Pick out the lines below that contain the string "components" and copy them all.
-- START Information given --
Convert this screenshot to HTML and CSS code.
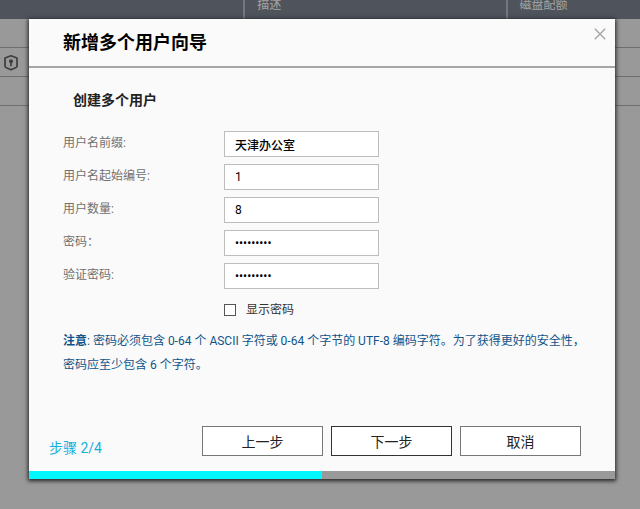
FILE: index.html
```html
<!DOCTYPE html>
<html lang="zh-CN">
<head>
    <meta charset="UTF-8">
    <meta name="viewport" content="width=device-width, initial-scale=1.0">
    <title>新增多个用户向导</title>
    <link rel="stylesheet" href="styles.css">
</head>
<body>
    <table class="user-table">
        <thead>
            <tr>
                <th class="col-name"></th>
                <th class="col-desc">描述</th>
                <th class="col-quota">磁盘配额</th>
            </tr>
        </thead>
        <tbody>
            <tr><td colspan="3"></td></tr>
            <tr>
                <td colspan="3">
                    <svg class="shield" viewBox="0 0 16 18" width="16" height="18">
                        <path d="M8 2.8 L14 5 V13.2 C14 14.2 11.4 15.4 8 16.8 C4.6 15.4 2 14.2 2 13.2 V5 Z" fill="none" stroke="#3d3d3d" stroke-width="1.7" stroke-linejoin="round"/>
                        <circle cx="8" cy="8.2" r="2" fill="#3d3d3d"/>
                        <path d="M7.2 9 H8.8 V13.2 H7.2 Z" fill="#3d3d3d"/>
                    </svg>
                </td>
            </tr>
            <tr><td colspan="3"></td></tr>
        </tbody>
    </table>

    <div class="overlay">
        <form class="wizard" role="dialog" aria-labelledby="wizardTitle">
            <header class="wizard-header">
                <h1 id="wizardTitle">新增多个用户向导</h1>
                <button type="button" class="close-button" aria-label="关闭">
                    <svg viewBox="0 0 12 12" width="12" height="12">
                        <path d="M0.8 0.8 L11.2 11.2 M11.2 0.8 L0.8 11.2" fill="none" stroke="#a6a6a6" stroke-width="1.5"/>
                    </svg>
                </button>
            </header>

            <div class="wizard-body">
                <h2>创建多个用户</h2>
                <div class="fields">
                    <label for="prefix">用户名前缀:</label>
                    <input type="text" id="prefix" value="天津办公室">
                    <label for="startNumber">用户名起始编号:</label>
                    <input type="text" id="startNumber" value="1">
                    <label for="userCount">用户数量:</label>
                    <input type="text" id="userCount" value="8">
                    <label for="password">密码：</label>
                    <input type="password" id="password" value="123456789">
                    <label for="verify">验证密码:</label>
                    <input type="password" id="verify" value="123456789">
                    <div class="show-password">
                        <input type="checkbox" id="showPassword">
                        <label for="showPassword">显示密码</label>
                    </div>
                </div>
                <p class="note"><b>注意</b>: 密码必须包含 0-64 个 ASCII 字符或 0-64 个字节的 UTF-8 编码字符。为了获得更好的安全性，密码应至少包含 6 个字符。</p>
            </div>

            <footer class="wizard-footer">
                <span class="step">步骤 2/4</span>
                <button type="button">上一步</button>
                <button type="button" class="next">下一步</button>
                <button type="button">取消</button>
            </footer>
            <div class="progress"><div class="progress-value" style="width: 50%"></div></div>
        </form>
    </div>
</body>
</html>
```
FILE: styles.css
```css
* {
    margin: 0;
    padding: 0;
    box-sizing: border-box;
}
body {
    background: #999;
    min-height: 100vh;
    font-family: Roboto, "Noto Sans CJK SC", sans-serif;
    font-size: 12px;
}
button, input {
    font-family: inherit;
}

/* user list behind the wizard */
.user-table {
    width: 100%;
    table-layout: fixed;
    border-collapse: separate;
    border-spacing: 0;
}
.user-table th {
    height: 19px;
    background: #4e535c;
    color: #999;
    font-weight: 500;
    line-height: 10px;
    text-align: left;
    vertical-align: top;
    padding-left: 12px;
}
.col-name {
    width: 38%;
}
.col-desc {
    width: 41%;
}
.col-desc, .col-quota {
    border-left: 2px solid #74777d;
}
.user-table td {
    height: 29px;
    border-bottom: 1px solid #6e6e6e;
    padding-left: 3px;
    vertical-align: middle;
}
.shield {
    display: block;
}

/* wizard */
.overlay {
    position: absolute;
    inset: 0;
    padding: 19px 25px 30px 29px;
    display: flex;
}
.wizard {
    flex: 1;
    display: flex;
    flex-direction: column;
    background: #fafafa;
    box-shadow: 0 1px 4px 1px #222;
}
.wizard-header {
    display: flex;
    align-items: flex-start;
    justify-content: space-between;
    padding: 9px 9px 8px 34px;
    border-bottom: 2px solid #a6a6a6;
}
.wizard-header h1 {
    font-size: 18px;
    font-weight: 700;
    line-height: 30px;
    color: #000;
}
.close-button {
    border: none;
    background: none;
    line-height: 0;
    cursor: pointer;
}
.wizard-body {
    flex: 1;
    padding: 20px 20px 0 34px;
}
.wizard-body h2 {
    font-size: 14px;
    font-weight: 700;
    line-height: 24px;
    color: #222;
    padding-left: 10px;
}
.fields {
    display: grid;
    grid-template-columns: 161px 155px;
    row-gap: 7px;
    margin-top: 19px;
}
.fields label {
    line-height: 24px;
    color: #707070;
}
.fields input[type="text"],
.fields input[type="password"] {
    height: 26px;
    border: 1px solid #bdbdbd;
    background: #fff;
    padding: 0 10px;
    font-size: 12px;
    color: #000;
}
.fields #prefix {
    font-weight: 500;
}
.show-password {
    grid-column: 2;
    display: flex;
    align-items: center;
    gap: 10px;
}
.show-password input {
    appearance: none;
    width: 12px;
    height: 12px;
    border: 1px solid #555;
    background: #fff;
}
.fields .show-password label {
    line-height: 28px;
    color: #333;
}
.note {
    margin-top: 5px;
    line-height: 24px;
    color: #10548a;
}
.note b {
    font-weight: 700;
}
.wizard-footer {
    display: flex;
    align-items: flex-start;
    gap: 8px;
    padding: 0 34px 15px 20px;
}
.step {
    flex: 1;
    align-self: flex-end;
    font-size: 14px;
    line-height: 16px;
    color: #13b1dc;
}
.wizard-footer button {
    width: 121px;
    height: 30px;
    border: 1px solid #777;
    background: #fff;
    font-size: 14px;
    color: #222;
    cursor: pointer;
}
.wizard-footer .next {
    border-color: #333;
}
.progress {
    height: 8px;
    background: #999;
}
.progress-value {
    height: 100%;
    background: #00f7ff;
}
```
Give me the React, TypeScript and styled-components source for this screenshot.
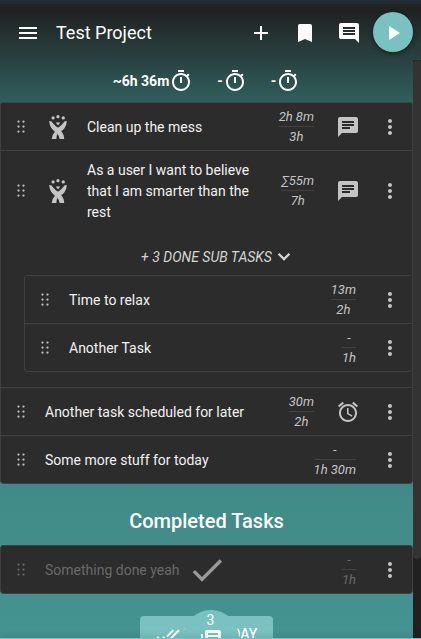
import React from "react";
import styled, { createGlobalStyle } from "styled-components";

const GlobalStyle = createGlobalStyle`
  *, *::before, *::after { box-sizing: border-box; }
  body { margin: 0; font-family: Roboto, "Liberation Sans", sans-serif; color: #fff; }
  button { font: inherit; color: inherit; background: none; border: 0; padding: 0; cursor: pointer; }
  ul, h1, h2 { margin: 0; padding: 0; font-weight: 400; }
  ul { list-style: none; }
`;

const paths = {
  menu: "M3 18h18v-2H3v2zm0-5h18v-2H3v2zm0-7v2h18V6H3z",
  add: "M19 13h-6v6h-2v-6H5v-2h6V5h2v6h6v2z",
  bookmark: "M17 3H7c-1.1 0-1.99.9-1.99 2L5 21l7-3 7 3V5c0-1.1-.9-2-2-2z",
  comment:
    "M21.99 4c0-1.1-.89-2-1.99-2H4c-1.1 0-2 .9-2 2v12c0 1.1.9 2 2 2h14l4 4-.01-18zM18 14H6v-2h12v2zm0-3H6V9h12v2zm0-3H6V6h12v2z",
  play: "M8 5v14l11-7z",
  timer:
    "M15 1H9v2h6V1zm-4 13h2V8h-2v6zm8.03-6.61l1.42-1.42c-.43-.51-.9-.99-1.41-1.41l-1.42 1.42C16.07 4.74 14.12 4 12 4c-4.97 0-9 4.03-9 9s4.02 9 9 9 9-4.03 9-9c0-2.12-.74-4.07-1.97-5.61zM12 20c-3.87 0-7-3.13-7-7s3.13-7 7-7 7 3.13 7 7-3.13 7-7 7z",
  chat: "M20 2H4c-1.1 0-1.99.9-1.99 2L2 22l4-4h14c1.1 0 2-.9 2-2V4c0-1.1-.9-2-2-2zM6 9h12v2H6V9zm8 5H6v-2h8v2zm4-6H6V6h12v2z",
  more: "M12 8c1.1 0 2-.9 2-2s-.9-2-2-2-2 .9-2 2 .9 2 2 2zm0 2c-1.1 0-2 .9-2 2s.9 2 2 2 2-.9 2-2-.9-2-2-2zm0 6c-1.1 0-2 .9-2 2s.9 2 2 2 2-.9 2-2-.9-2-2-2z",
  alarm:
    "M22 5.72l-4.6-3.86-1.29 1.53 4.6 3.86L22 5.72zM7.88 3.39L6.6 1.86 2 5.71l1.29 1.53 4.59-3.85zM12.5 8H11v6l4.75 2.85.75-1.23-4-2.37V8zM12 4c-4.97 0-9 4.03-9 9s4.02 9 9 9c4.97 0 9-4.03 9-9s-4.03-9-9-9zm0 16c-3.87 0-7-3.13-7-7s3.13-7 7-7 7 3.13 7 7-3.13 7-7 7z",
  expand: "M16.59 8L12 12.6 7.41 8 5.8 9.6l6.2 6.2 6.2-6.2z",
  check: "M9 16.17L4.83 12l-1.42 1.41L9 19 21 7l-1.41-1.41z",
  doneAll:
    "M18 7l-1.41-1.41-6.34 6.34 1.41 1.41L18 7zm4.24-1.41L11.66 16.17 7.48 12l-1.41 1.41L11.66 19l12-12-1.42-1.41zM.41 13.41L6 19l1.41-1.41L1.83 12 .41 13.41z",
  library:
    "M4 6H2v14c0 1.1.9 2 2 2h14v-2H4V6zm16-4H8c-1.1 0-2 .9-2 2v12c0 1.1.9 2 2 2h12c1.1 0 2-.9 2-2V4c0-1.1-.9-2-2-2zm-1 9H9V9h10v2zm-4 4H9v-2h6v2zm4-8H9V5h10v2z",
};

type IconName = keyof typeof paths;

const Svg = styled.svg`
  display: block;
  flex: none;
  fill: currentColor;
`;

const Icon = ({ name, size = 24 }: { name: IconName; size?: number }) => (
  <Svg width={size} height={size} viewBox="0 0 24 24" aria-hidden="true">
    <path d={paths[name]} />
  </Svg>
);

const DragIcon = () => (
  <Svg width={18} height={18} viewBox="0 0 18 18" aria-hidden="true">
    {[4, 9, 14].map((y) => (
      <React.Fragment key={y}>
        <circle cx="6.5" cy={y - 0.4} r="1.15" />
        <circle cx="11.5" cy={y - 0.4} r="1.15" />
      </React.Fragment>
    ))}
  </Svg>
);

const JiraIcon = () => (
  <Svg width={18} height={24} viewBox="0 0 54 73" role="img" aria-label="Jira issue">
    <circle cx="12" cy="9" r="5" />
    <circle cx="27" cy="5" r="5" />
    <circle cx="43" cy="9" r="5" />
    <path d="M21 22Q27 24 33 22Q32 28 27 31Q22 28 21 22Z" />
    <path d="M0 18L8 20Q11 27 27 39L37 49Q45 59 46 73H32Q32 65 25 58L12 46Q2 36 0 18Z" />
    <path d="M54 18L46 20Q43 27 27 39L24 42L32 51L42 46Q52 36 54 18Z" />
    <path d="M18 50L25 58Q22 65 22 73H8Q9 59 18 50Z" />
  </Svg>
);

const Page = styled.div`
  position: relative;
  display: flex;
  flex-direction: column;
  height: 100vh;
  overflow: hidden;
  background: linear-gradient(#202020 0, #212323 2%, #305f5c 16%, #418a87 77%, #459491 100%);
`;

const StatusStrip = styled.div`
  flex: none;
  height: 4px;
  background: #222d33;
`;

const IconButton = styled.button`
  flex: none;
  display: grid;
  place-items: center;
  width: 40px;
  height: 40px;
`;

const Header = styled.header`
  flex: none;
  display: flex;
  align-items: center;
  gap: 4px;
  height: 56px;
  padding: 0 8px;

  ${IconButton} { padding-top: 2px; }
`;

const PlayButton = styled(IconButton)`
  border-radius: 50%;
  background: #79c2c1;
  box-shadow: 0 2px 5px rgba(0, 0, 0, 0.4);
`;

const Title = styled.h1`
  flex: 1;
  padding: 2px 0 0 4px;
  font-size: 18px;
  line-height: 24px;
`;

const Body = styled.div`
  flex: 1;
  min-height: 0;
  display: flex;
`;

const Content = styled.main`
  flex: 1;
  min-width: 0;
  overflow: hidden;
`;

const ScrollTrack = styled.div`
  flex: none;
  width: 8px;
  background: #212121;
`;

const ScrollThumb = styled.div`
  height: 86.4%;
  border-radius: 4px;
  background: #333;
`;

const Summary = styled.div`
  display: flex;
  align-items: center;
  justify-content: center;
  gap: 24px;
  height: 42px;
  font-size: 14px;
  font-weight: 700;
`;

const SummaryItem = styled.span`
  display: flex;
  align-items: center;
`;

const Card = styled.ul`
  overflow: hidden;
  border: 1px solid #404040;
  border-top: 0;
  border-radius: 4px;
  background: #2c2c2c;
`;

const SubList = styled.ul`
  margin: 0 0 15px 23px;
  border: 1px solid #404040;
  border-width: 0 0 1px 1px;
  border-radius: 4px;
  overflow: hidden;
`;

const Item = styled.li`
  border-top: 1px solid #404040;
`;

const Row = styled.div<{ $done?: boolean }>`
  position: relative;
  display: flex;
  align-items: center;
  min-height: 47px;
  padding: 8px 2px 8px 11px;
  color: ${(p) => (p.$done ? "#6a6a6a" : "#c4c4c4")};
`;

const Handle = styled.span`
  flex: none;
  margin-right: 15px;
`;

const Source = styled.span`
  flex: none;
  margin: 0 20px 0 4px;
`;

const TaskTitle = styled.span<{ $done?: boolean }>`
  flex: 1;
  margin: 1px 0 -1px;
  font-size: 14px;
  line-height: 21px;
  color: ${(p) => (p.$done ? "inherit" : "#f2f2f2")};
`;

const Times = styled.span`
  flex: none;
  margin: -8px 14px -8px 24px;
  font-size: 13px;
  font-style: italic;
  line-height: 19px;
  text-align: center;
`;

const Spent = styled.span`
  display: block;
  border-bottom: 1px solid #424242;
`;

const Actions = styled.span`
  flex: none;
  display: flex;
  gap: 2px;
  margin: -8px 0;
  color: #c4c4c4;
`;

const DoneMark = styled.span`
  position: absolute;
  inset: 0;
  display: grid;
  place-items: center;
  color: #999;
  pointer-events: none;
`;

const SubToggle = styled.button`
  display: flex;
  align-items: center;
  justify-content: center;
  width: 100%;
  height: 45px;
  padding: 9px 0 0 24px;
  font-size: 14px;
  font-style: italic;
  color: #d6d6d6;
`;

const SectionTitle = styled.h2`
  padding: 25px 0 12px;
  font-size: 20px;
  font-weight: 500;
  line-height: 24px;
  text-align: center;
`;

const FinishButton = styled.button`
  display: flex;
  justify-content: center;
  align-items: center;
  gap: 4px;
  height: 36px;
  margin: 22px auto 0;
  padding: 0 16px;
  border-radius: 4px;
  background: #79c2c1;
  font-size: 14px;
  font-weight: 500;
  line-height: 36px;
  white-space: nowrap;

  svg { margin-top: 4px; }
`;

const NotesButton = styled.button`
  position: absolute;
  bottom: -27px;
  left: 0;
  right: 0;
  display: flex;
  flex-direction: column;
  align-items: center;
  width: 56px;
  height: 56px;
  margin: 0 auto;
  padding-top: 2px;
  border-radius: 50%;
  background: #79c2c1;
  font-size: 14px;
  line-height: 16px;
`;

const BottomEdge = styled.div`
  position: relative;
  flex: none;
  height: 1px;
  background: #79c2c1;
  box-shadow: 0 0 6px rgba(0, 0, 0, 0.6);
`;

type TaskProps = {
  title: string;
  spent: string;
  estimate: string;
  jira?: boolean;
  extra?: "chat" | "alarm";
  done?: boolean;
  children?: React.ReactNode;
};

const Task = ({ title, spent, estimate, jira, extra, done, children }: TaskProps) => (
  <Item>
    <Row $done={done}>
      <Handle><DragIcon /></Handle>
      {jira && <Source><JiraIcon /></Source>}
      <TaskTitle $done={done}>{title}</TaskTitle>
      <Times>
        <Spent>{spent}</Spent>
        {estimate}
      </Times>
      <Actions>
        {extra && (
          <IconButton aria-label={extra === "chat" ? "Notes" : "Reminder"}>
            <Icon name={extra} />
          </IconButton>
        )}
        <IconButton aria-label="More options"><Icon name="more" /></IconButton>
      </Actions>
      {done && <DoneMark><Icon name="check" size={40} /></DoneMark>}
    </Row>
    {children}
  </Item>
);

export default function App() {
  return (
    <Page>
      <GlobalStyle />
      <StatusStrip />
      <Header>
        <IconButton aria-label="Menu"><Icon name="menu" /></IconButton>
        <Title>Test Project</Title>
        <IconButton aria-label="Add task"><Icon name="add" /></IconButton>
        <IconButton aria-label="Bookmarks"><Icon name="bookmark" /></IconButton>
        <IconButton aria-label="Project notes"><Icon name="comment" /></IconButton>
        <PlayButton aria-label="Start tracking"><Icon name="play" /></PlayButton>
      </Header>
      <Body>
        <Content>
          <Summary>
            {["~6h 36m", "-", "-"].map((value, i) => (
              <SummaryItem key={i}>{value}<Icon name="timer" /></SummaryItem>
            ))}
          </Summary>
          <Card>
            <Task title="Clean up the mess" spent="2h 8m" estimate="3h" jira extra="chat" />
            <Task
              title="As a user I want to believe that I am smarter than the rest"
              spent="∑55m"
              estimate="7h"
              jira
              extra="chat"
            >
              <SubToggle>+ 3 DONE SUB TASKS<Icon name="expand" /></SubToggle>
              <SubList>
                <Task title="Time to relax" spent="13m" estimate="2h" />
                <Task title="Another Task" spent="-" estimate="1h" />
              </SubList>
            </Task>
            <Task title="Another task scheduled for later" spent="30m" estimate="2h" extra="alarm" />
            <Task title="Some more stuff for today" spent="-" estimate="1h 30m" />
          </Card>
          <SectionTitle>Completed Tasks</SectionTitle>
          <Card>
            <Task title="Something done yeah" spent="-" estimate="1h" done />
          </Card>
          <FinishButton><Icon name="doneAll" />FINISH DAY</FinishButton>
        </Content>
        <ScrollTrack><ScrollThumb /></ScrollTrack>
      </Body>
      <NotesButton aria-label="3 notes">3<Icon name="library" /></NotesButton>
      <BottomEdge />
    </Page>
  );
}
-- END Information given --
§ **Solution**:
Give me the React, TypeScript and styled-components source for this screenshot.
import styled, { createGlobalStyle } from "styled-components";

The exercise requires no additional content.